The decision for the plan came following the state of Massachusetts’ announcement of regulations and timelines for in-person learning structures.

“The state passed regulations that required almost the same thing [as the plan] … we needed to adjust what we were going to do in relation to the school committee based on what the state is requiring us to do,” Morris said.

Other factors contributed to the commitment of having students return to school for full-time in-person learning, one primarily being concern over students’ mental wellbeing and its impacts amidst the pandemic and following a remote-learning model.

“The challenges many students are having is with remote learning. They are struggling to stay engaged, especially the younger elementary students,” McDonald said. “But in all ages, more particularly when you get to middle school and high school, is the social isolation that is definitely impacting mental health.”

Staff at Amherst Public Schools have done “amazing work with remote” according to Morris, but it still proves evident that remote learning is not an effective module for education.

Students are “struggling and we have evidence of that,” Morris explained. The change to in-person learning is “really important in terms of learning and social and emotional wellbeing,” as students have indicated.

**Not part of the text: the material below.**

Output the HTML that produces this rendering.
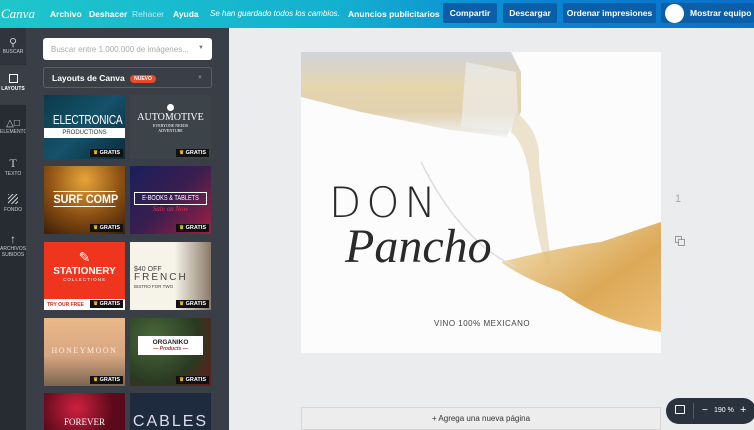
<!DOCTYPE html>
<html><head><meta charset="utf-8"><style>
*{margin:0;padding:0;box-sizing:border-box}
body{width:754px;height:430px;overflow:hidden;font-family:"Liberation Sans",sans-serif;background:#ebeced;position:relative}
.top{position:absolute;left:0;top:0;width:754px;height:28px;background:linear-gradient(90deg,#1ec6cb 0%,#14b0d0 45%,#0a86d3 70%,#0b6fc9 100%);color:#fff;font-size:8.5px;font-weight:bold}
.top span{position:absolute;top:9px;white-space:nowrap}
.btn{position:absolute;top:3px;height:20px;background:#0b5fa8;border-radius:2px;color:#fff;font-size:8.5px;text-align:center;line-height:20px}
.rail{position:absolute;left:0;top:28px;width:26px;height:402px;background:#272b32}
.rail .it{position:absolute;left:0;width:26px;color:#c9ccd1;font-size:5px;text-align:center;overflow:hidden;white-space:nowrap}
.panel{position:absolute;left:26px;top:28px;width:203px;height:402px;background:#3a3f47}
.search{position:absolute;left:43px;top:38px;width:169px;height:22px;background:#fff;border-radius:3px;font-size:8px;color:#aaa;padding:7px 8px}
.lay{position:absolute;left:43px;top:67px;width:169px;height:21px;border:1px solid #5a5f68;border-radius:3px;color:#fff;font-size:8.5px;font-weight:bold;padding:5px 8px}
.nuevo{display:inline-block;background:#e84a2a;border-radius:6px;font-size:5px;padding:1px 4px;margin-left:3px;vertical-align:1px}
.th{position:absolute;width:81px;overflow:hidden;color:#fff;text-align:center;white-space:nowrap}
.g{position:absolute;right:2px;bottom:2px;background:#111;font-size:5.5px;font-weight:bold;padding:1px 3px;color:#fff}
.g b{color:#f5c518}
.design{position:absolute;left:301px;top:52px;width:360px;height:301px;background:#fcfcfc;overflow:hidden}
</style></head><body>
<div class="top">
<span style="left:1px;top:6px;font-family:'Liberation Serif',serif;font-style:italic;font-size:13px;font-weight:normal">Canva</span>
<span style="left:50px">Archivo</span><span style="left:89px">Deshacer</span><span style="left:132px;color:#bfeaf0;font-weight:normal">Rehacer</span><span style="left:173px">Ayuda</span>
<span style="left:210px;font-style:italic;font-weight:normal;font-size:8px">Se han guardado todos los cambios.</span>
<span style="left:348px">Anuncios publicitarios</span>
<div class="btn" style="left:443px;width:54px">Compartir</div>
<div class="btn" style="left:503px;width:54px">Descargar</div>
<div class="btn" style="left:563px;width:93px">Ordenar impresiones</div>
<div class="btn" style="left:661px;width:93px;text-align:left;padding-left:29px">Mostrar equipo</div>
<div style="position:absolute;left:665px;top:4px;width:19px;height:19px;border-radius:50%;background:#fff"></div>
</div>
<div class="rail">
<div class="it" style="top:0;height:37px;background:#30353d;border-radius:0 0 4px 0;padding-top:8px"><div style="font-size:11px">&#9906;</div>BUSCAR</div>
<div class="it" style="top:37px;height:40px;background:#3a3f47;padding-top:9px;color:#fff;font-weight:bold"><div style="width:9px;height:9px;border:1.5px solid #fff;margin:0 auto 3px"></div>LAYOUTS</div>
<div class="it" style="top:90px;padding-top:0"><div style="font-size:10px">&#9651;&#9633;</div>ELEMENTOS</div>
<div class="it" style="top:128px"><div style="font-size:12px;font-family:'Liberation Serif'">T</div>TEXTO</div>
<div class="it" style="top:166px"><div style="width:10px;height:10px;margin:0 auto 3px;background:repeating-linear-gradient(135deg,#c9ccd1 0 1px,transparent 1px 3px)"></div>FONDO</div>
<div class="it" style="top:204px"><div style="font-size:12px">&#8593;</div>ARCHIVOS<br>SUBIDOS</div>
</div>
<div class="panel"></div>
<div class="search">Buscar entre 1.000.000 de imágenes...<span style="float:right;color:#777;font-size:6px">&#9660;</span></div>
<div class="lay">Layouts de Canva <span class="nuevo">NUEVO</span><span style="float:right;color:#777;font-size:6px;margin-top:2px">&#9660;</span></div>

<div class="th" style="left:44px;top:95px;height:64px;background:linear-gradient(135deg,#0d3a4a,#14526a 50%,#0b2a3a)"><div style="font-size:13px;margin-top:17px;transform:scaleX(.78);letter-spacing:-.3px">ELECTRONICA</div><div style="background:#fff;color:#333;font-size:6px;margin-top:1px;padding:2px">PRODUCTIONS</div><div class="g"><b>&#9819;</b> GRATIS</div></div>
<div class="th" style="left:130px;top:95px;height:64px;background:#3d4449"><div style="width:7px;height:7px;border-radius:50%;background:#fff;margin:9px auto 1px"></div><div style="font-family:'Liberation Serif';font-size:10px">AUTOMOTIVE</div><div style="font-size:4px;font-family:'Liberation Serif'">EVERYONE NEEDS<br>ADVENTURE</div><div class="g"><b>&#9819;</b> GRATIS</div></div>

<div class="th" style="left:44px;top:166px;height:68px;background:radial-gradient(circle at 50% 20%,#e8a53a,#8a4e12 55%,#3a1e08)"><div style="font-size:12px;font-weight:bold;margin-top:25px;border-top:1px solid #fff;border-bottom:1px solid #fff;margin-left:6px;margin-right:6px;transform:scaleX(.9)">SURF COMP</div><div class="g"><b>&#9819;</b> GRATIS</div></div>
<div class="th" style="left:130px;top:166px;height:68px;background:linear-gradient(135deg,#1a1f5a,#3a1e50 50%,#a02040)"><div style="border:1px solid #fff;font-size:7px;margin:26px 4px 0;padding:2px 0"><span style="display:inline-block;transform:scaleX(.8)">E-BOOKS &amp; TABLETS</span></div><div style="color:#e8324a;font-style:italic;font-size:7px;font-family:'Liberation Serif'">Sale on Now</div><div class="g"><b>&#9819;</b> GRATIS</div></div>

<div class="th" style="left:44px;top:242px;height:68px;background:#f0351f"><div style="font-size:14px;margin-top:7px">&#9998;</div><div style="font-size:10px;font-weight:bold">STATIONERY</div><div style="font-size:4.5px;letter-spacing:1px">COLLECTIONS</div><div style="position:absolute;bottom:0;left:0;right:0;height:11px;background:#fff;color:#d0301a;font-size:5px;font-weight:bold;text-align:left;padding:3px 3px">TRY OUR FREE</div><div class="g"><b>&#9819;</b> GRATIS</div></div>
<div class="th" style="left:130px;top:242px;height:68px;background:linear-gradient(90deg,#f6f3e8 55%,#8a7a6a)"><div style="color:#444;text-align:left;padding-left:4px;margin-top:24px;font-size:7px;line-height:8px">$40 OFF<br><span style="font-size:10px;letter-spacing:2px">FRENCH</span><br><span style="font-size:4.5px">BISTRO FOR TWO</span></div><div class="g"><b>&#9819;</b> GRATIS</div></div>

<div class="th" style="left:44px;top:318px;height:68px;background:linear-gradient(180deg,#e9b98a,#d8a680 55%,#7a6552)"><div style="font-family:'Liberation Serif';font-size:8px;letter-spacing:1.5px;margin-top:28px;color:#fbeee0">HONEYMOON</div><div class="g"><b>&#9819;</b> GRATIS</div></div>
<div class="th" style="left:130px;top:318px;height:68px;background:radial-gradient(circle at 30% 30%,#4a6a3a,#2a3a22 60%,#6a1a1a)"><div style="background:#fff;color:#222;margin:18px 8px 0;padding:3px;font-size:6.5px;font-weight:bold">ORGANIKO<div style="color:#b03030;font-style:italic;font-size:5px">— Products —</div></div><div class="g"><b>&#9819;</b> GRATIS</div></div>

<div class="th" style="left:44px;top:393px;height:37px;background:radial-gradient(circle at 40% 40%,#d02040,#5a0a1a 70%)"><div style="font-family:'Liberation Serif';font-size:9px;margin-top:24px">FOREVER</div></div>
<div class="th" style="left:130px;top:393px;height:37px;background:#1e2a3e"><div style="font-size:16px;margin-top:20px;letter-spacing:2px;color:#dde">CABLES</div></div>

<div class="design">
<svg width="360" height="301" style="position:absolute;left:0;top:0">
<defs><linearGradient id="b" x1="0" y1="0" x2="0" y2="1"><stop offset="0" stop-color="#c8ccd4"/><stop offset=".4" stop-color="#e2cfa0"/><stop offset=".7" stop-color="#dcc9a0"/><stop offset="1" stop-color="#eef0f2"/></linearGradient>
<linearGradient id="w" x1="0" y1="0" x2="1" y2="1"><stop offset="0" stop-color="#f3e2b8"/><stop offset=".6" stop-color="#d69a3a"/><stop offset="1" stop-color="#e9b460"/></linearGradient></defs>
<path d="M0 0 L210 0 L220 20 L220 60 L205 85 L150 78 L60 60 L0 45 Z" fill="url(#b)" opacity=".85"/>
<path d="M165 10 L215 20 L218 80 L160 75 Z" fill="#eef1f4" opacity=".6"/>
<path d="M215 60 Q240 80 238 110 Q245 170 250 210 L245 215 Q232 170 228 120 Q222 90 210 80 Z" fill="#e8dcc0" opacity=".8"/>
<path d="M200 210 Q260 195 300 190 L360 170 L360 280 Q300 270 260 240 Q220 225 200 210 Z" fill="url(#w)" opacity=".85"/>
<path d="M120 110 Q160 190 215 215" stroke="#ddd" fill="none" stroke-width="1.5"/>
</svg>
<div style="position:absolute;left:28px;top:126px;font-size:42px;color:#2a2a2a;letter-spacing:5px;font-family:'DejaVu Sans','Liberation Sans',sans-serif;font-weight:200">DON</div>
<div style="position:absolute;left:44px;top:167px;font-size:48px;color:#2a2a2a;font-family:'Liberation Serif',serif;font-style:italic">Pancho</div>
<div style="position:absolute;left:133px;top:267px;font-size:8px;color:#444;letter-spacing:.5px">VINO 100% MEXICANO</div>
</div>
<div style="position:absolute;left:675px;top:193px;color:#aaa;font-size:11px">1</div>
<div style="position:absolute;left:675px;top:236px;width:7px;height:7px;border:1px solid #999"></div>
<div style="position:absolute;left:678px;top:239px;width:7px;height:7px;border:1px solid #999;background:#ebeced"></div>
<div style="position:absolute;left:301px;top:407px;width:360px;height:23px;border:1px solid #d6d7d9;background:#ededee;font-size:8px;color:#333;text-align:center;line-height:22px">+ Agrega una nueva página</div>
<div style="position:absolute;left:666px;top:398px;width:90px;height:26px;background:#2a323d;border-radius:13px;color:#fff;font-size:7px">
<div style="position:absolute;left:9px;top:7px;width:10px;height:9px;border:1.5px solid #fff;border-radius:1px"></div>
<div style="position:absolute;left:27px;top:5px;width:1px;height:16px;background:#556"></div>
<span style="position:absolute;left:36px;top:7px;font-size:10px">−</span>
<span style="position:absolute;left:48px;top:9px">190 %</span>
<span style="position:absolute;left:74px;top:6px;font-size:11px">+</span>
</div>
</body></html>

Additionally, the adopted plan has raised some reactions and comments from the parents of students attending Amherst Public Schools. As noted by Allison McDonald, there has been both “positive and negative feedback.”

While there are some families who are thrilled with the decision to reopen schools to in-person learning “some cases to the point of tears of joy and relief,” there is also a presence of concerns within families of students who may or may not be returning to school in person.

“There are also a lot of families that are really anxious for their own children who choose to stay in a remote environment [for their own reasons],” McDonald said. “In this pandemic, everyone has different needs and different tolerance for risk and how we manage that risk in our own lives…There are nervousness and anxiety related to that no matter which way the family or student is landing in terms of returning or not returning.”

Kate Bohne, the parent of Wildwood Elementary School children, complimented the plan.

“We feel really excited for our kids to be able to return to school in-person for the end of the school year,” Bohne said. “While their teachers and the administration did so much to make remote learning engaging for kids, mine were definitely missing the social elements of school and the engagement required of in-person learning.”

While there is concern amongst some parents regarding the safety of their children, Bohne said that “Initially, I was worried about risk and exposure but a year into the precautions of the pandemic, my kids are reliable with wearing masks and social distancing, and the school is doing a wonderful job of helping kids follow these safety guidelines and feeling safe.”